Between 2012 and 2015, Amaggi, meat processor JBS and the Bom Futuro Group (whose partners are Maggi’s cousins) allegedly transferred US $5.3 million to cattle rancher AJ Vilela, the leader of a violent gang of illegal Amazon deforesters. The money was supposedly used to purchase grain and animals coming from illegally deforested areas. AJ Vilela was charged as part of The Flying Rivers Operation federal investigation.
This is just one of the legal problems and corruption charges Minister Maggi faces today. This January judge Luis Aparecido Bertolucci of the Public Record Civil Action Court in Cuiabá, ordered the freezing of US $1.2 million of Maggi’s assets and the removal of councilor Sérgio Ricardo de Almeida from the State Court of Accounts (TCE-MT) for alleged purchase of a vacancy in the TCE. The judge ruled that the closing of the criminal investigation against Maggi in the Ararath Operation does not prohibit a civil action for administrative improbity. In March, the MAPA minister filed a petition alleging bias against judge Bertolucci.

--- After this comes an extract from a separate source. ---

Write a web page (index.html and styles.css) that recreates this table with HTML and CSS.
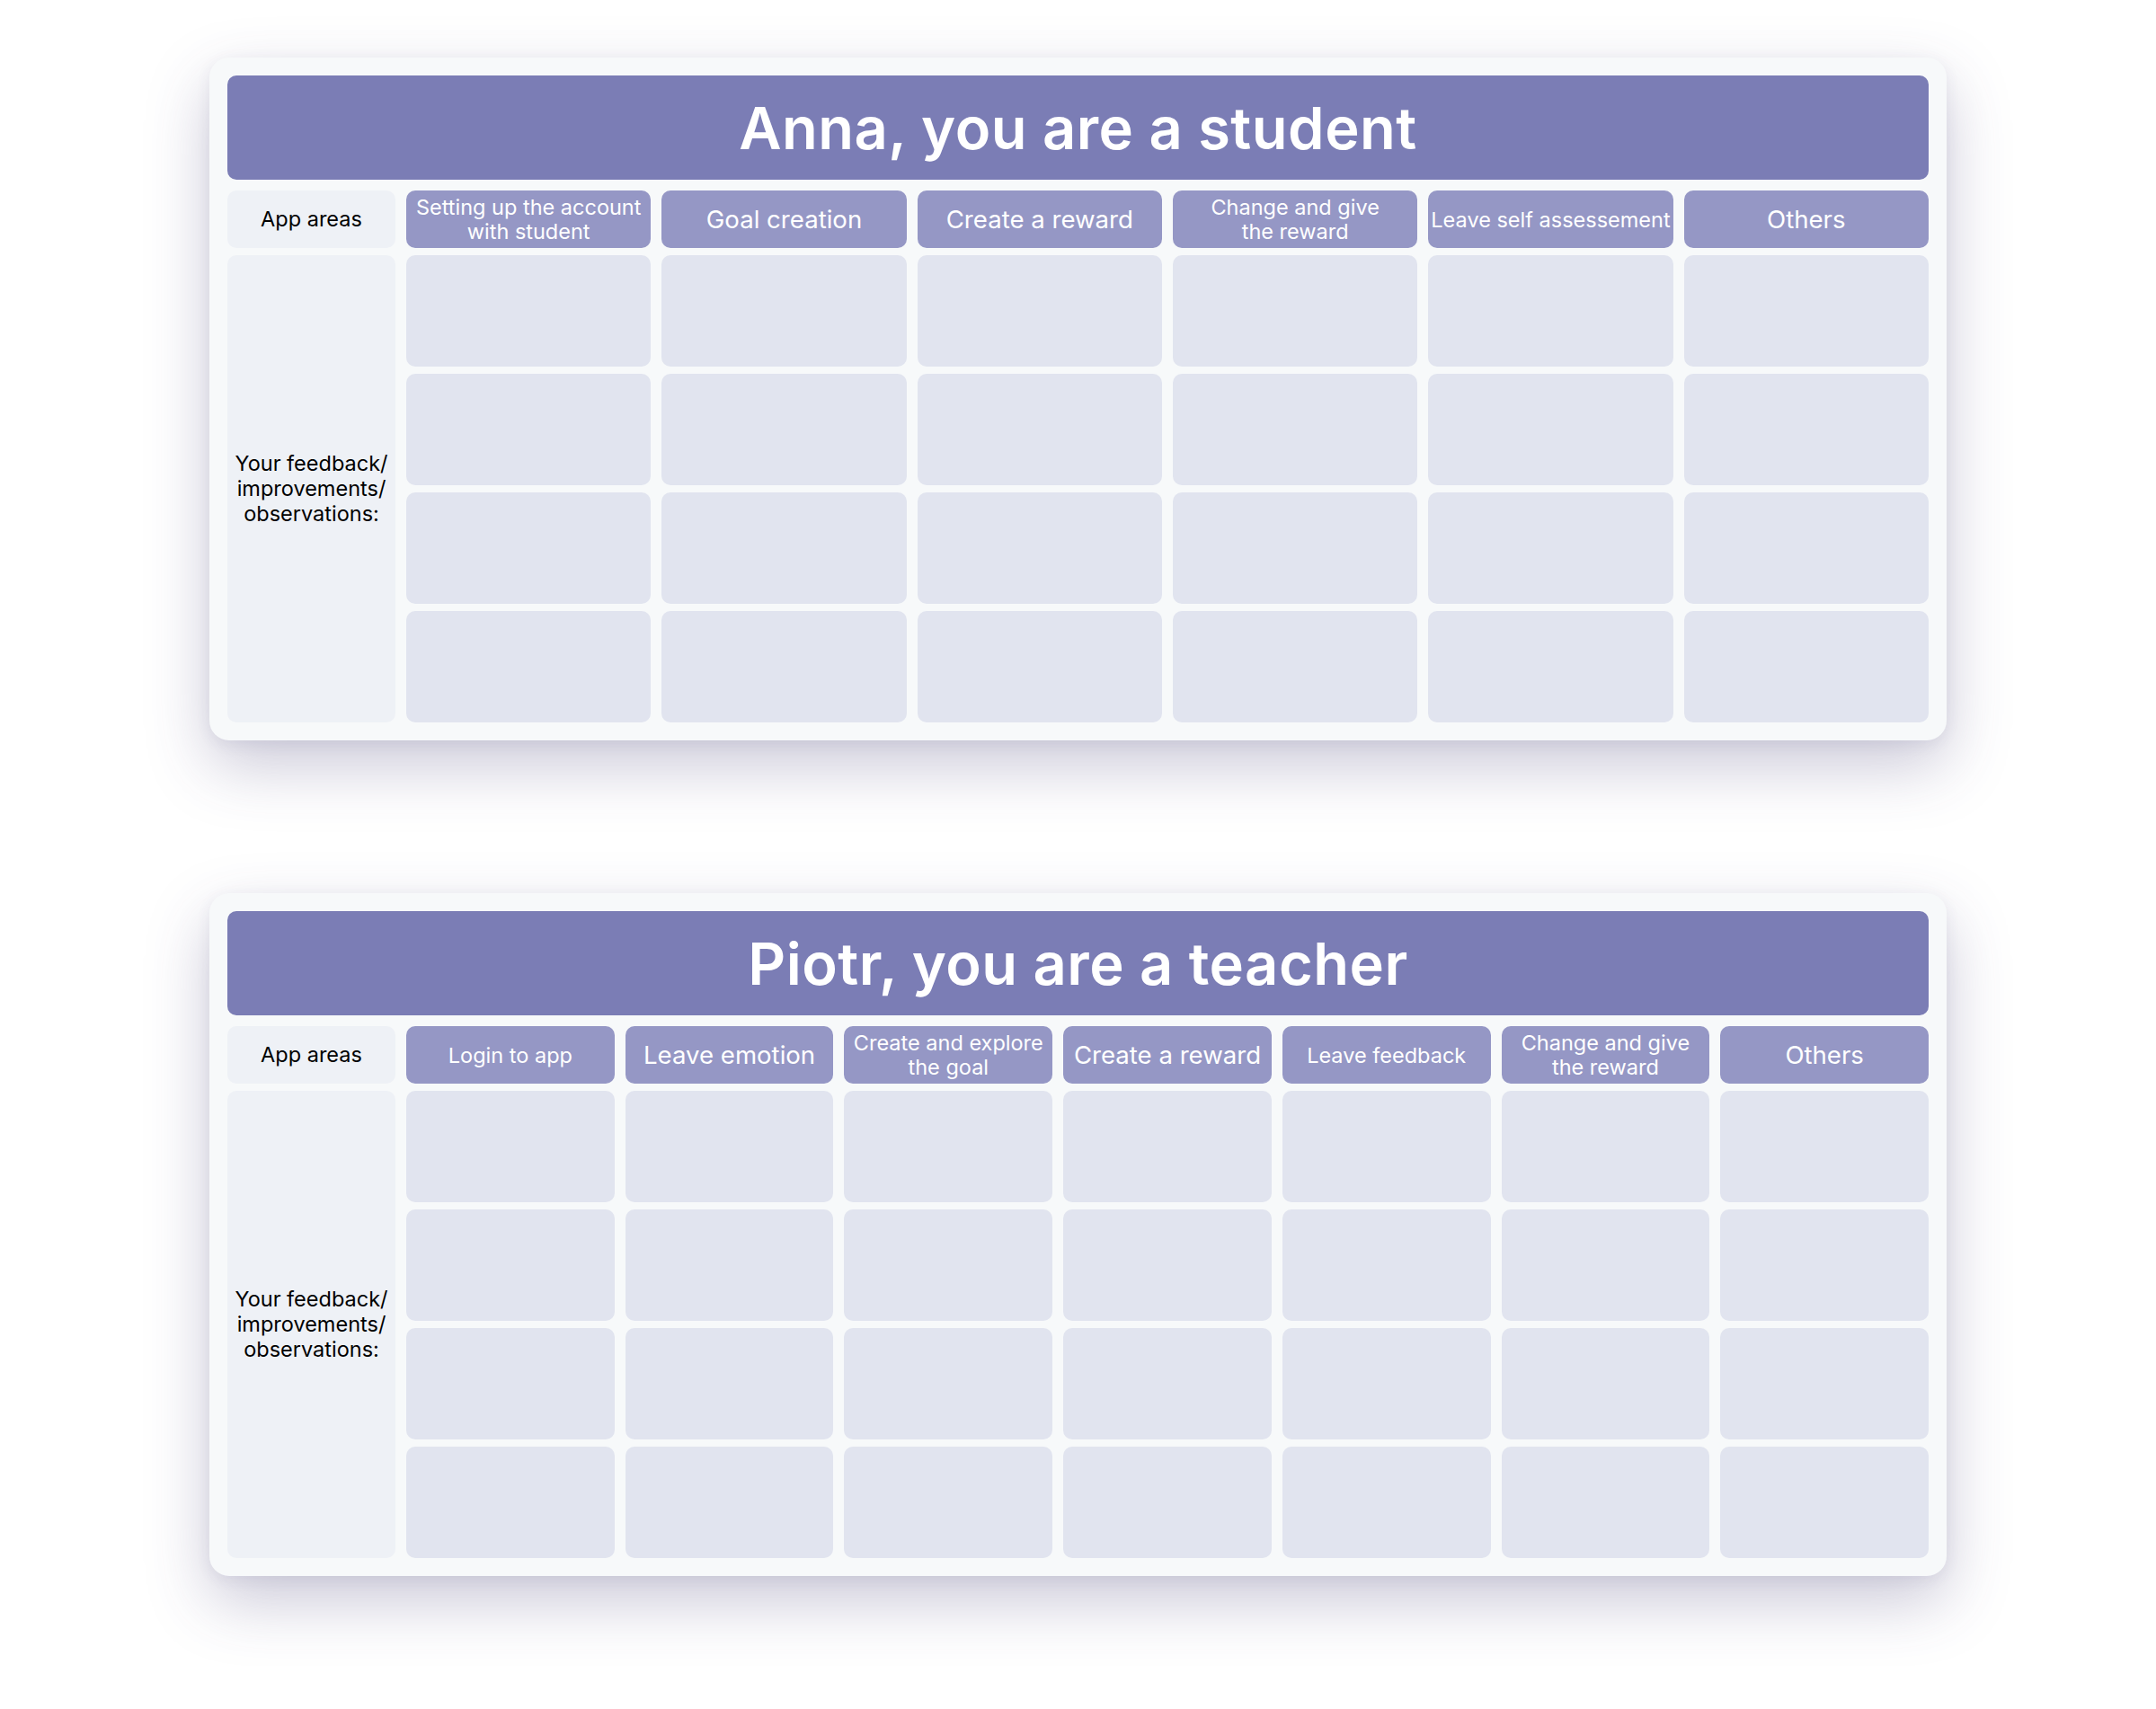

In April, it was announced that Maggi and eight other ministers of president Temer’s government would be investigated for corruption by the federal Supreme Court (STF) as part of the Lava Jato, Car Wash Operation investigation. According to the testimony of Odebrecht construction company executives, Maggi allegedly received US $3.6 million in illegal campaign contributions during his 2006 run for governor.
Revelations regarding Maggi will likely continue to arise as various investigations progress, even as the Temer government totters on the brink (with new charges of corruption against the President reportedly forthcoming). In the meantime, the administration’s agriculture ministry, guided by Maggi, continues churning out new measures, often providing the ruralists with victories while putting Brazil’s environment and biodiversity at risk.
Mongabay requested an interview with minister Maggi several times in April and May of 2017, but MAPA’s communications office did not respond to the requests.